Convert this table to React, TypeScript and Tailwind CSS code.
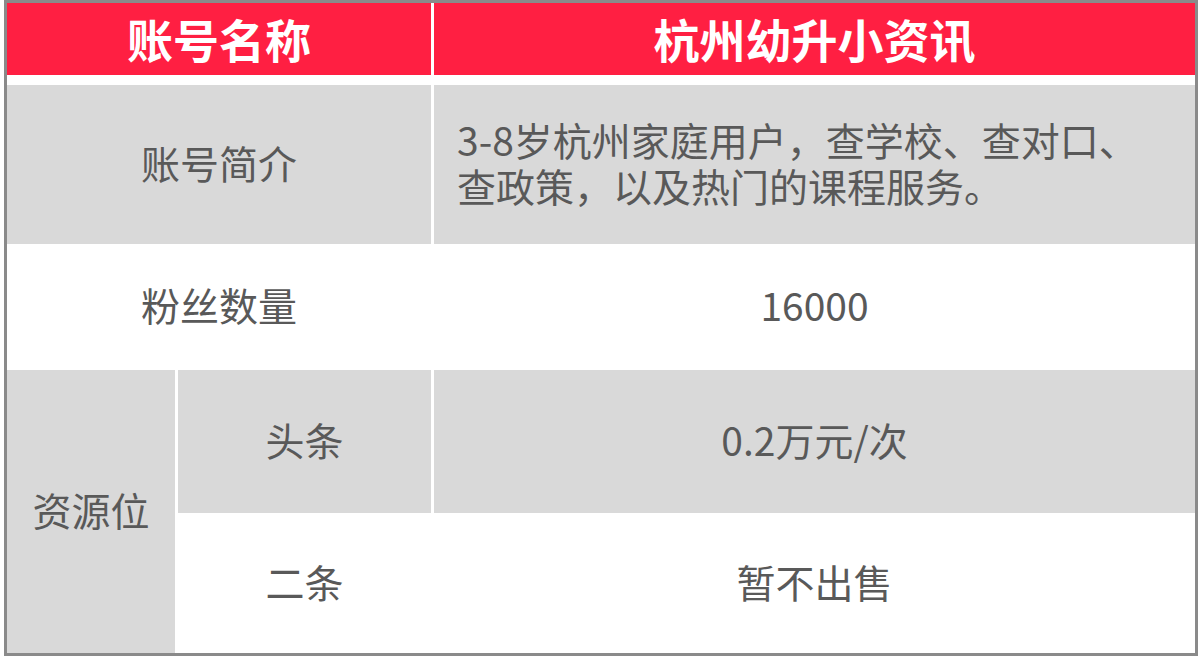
import React from 'react';

const font = { fontFamily: '"Noto Sans CJK SC", "Noto Sans", sans-serif' };

const App: React.FC = () => {
  return (
    <div className="w-[1204px] h-[664px] bg-white" style={font}>
      <div className="ml-[4px] w-[1194px] border-[3px] border-[#8a8a8a] bg-white">
        <div className="grid grid-cols-[168px_253px_761px] gap-x-[3px] gap-y-[2px] text-[#595959] text-[39px] leading-none">
          {/* header */}
          <div className="col-span-2 h-[72px] mb-[8px] pb-[3px] bg-[#ff1f42] flex items-center justify-center text-white text-[46px] font-bold">
            账号名称
          </div>
          <div className="h-[72px] mb-[8px] pb-[3px] bg-[#ff1f42] flex items-center justify-center text-white text-[46px] font-bold">
            杭州幼升小资讯
          </div>

          {/* intro */}
          <div className="col-span-2 h-[159px] pb-[5px] bg-[#d9d9d9] flex items-center justify-center">账号简介</div>
          <div className="h-[159px] pb-[5px] bg-[#d9d9d9] flex items-center pl-[23px]">
            <div className="flex flex-col leading-[46px]">
              <span>3-8岁杭州家庭用户，查学校、查对口、</span>
              <span>查政策，以及热门的课程服务。</span>
            </div>
          </div>

          {/* fans */}
          <div className="col-span-2 h-[122px] pb-[5px] bg-white flex items-center justify-center">粉丝数量</div>
          <div className="h-[122px] pb-[5px] bg-white flex items-center justify-center">16000</div>

          {/* resources */}
          <div className="row-span-2 pb-[5px] bg-[#d9d9d9] flex items-center justify-center">资源位</div>
          <div className="h-[143px] pb-[5px] bg-[#d9d9d9] flex items-center justify-center">头条</div>
          <div className="h-[143px] pb-[5px] bg-[#d9d9d9] flex items-center justify-center">0.2万元/次</div>
          <div className="h-[138px] pb-[5px] bg-white flex items-center justify-center">二条</div>
          <div className="h-[138px] pb-[5px] bg-white flex items-center justify-center">暂不出售</div>
        </div>
      </div>
    </div>
  );
};

export default App;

→ Direction:
Without the pictures, write out all of the material exactly.

→ Result of the task:
Convert this table to React, TypeScript and Tailwind CSS code.
import React from 'react';

const font = { fontFamily: '"Noto Sans CJK SC", "Noto Sans", sans-serif' };

const App: React.FC = () => {
  return (
    <div className="w-[1204px] h-[664px] bg-white" style={font}>
      <div className="ml-[4px] w-[1194px] border-[3px] border-[#8a8a8a] bg-white">
        <div className="grid grid-cols-[168px_253px_761px] gap-x-[3px] gap-y-[2px] text-[#595959] text-[39px] leading-none">
          {/* header */}
          <div className="col-span-2 h-[72px] mb-[8px] pb-[3px] bg-[#ff1f42] flex items-center justify-center text-white text-[46px] font-bold">
            账号名称
          </div>
          <div className="h-[72px] mb-[8px] pb-[3px] bg-[#ff1f42] flex items-center justify-center text-white text-[46px] font-bold">
            杭州幼升小资讯
          </div>

          {/* intro */}
          <div className="col-span-2 h-[159px] pb-[5px] bg-[#d9d9d9] flex items-center justify-center">账号简介</div>
          <div className="h-[159px] pb-[5px] bg-[#d9d9d9] flex items-center pl-[23px]">
            <div className="flex flex-col leading-[46px]">
              <span>3-8岁杭州家庭用户，查学校、查对口、</span>
              <span>查政策，以及热门的课程服务。</span>
            </div>
          </div>

          {/* fans */}
          <div className="col-span-2 h-[122px] pb-[5px] bg-white flex items-center justify-center">粉丝数量</div>
          <div className="h-[122px] pb-[5px] bg-white flex items-center justify-center">16000</div>

          {/* resources */}
          <div className="row-span-2 pb-[5px] bg-[#d9d9d9] flex items-center justify-center">资源位</div>
          <div className="h-[143px] pb-[5px] bg-[#d9d9d9] flex items-center justify-center">头条</div>
          <div className="h-[143px] pb-[5px] bg-[#d9d9d9] flex items-center justify-center">0.2万元/次</div>
          <div className="h-[138px] pb-[5px] bg-white flex items-center justify-center">二条</div>
          <div className="h-[138px] pb-[5px] bg-white flex items-center justify-center">暂不出售</div>
        </div>
      </div>
    </div>
  );
};

export default App;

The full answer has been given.